SHORT EXERCISE: For the material that follows, list every line containing the word "React".

DATA SEGMENT:
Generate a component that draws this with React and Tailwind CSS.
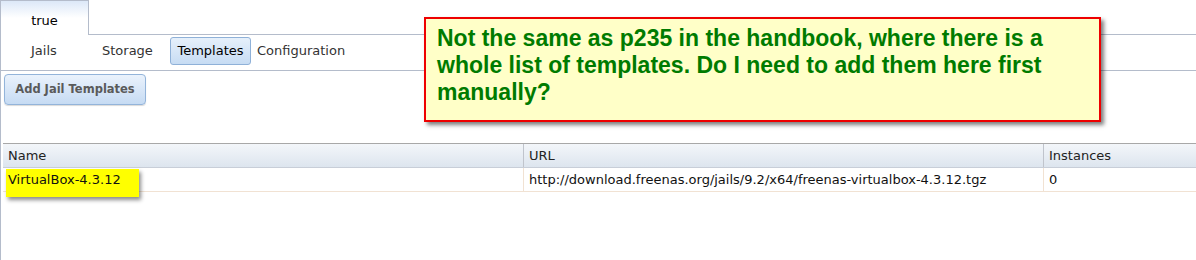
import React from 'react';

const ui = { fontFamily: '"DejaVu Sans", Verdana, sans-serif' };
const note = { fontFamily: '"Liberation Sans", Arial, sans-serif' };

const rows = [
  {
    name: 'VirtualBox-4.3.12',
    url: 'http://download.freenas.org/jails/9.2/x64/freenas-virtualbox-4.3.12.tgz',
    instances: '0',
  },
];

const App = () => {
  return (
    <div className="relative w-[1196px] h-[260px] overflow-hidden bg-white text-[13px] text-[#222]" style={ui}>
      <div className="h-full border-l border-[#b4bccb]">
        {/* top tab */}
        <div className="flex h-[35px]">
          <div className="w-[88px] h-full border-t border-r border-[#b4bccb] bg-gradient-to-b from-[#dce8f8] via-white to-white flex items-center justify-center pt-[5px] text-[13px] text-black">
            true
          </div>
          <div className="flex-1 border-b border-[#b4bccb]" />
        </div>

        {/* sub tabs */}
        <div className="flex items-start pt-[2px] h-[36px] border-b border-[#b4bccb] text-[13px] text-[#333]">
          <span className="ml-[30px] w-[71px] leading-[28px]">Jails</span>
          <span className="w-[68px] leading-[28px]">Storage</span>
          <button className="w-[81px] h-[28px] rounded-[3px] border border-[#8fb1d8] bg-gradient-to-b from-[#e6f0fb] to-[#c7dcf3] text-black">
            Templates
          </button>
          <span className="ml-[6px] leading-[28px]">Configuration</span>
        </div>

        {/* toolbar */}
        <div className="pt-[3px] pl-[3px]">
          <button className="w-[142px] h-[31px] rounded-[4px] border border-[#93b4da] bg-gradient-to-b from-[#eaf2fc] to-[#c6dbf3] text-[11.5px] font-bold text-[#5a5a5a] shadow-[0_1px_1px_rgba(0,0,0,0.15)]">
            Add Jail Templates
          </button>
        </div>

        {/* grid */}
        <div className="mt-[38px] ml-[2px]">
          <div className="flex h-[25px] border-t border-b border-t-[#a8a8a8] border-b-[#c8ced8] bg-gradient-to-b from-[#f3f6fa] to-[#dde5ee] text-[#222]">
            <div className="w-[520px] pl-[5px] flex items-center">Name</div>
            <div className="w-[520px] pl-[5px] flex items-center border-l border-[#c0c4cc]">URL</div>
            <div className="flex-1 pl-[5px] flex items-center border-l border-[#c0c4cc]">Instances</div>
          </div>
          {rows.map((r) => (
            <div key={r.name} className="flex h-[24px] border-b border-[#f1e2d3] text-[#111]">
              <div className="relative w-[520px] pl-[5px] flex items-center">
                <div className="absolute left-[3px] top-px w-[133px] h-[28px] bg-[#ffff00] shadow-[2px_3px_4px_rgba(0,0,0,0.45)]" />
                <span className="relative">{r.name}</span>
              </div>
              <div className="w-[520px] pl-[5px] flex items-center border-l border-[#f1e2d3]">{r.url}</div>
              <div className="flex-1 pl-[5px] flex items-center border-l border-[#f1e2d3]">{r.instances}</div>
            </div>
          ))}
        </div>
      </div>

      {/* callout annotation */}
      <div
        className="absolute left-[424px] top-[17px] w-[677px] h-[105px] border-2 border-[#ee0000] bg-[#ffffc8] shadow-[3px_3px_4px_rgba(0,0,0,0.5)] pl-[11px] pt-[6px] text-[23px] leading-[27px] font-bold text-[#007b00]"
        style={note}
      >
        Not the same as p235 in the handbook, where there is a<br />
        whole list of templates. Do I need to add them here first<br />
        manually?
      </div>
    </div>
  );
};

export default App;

TASK SOLUTION:
Generate a component that draws this with React and Tailwind CSS.
import React from 'react';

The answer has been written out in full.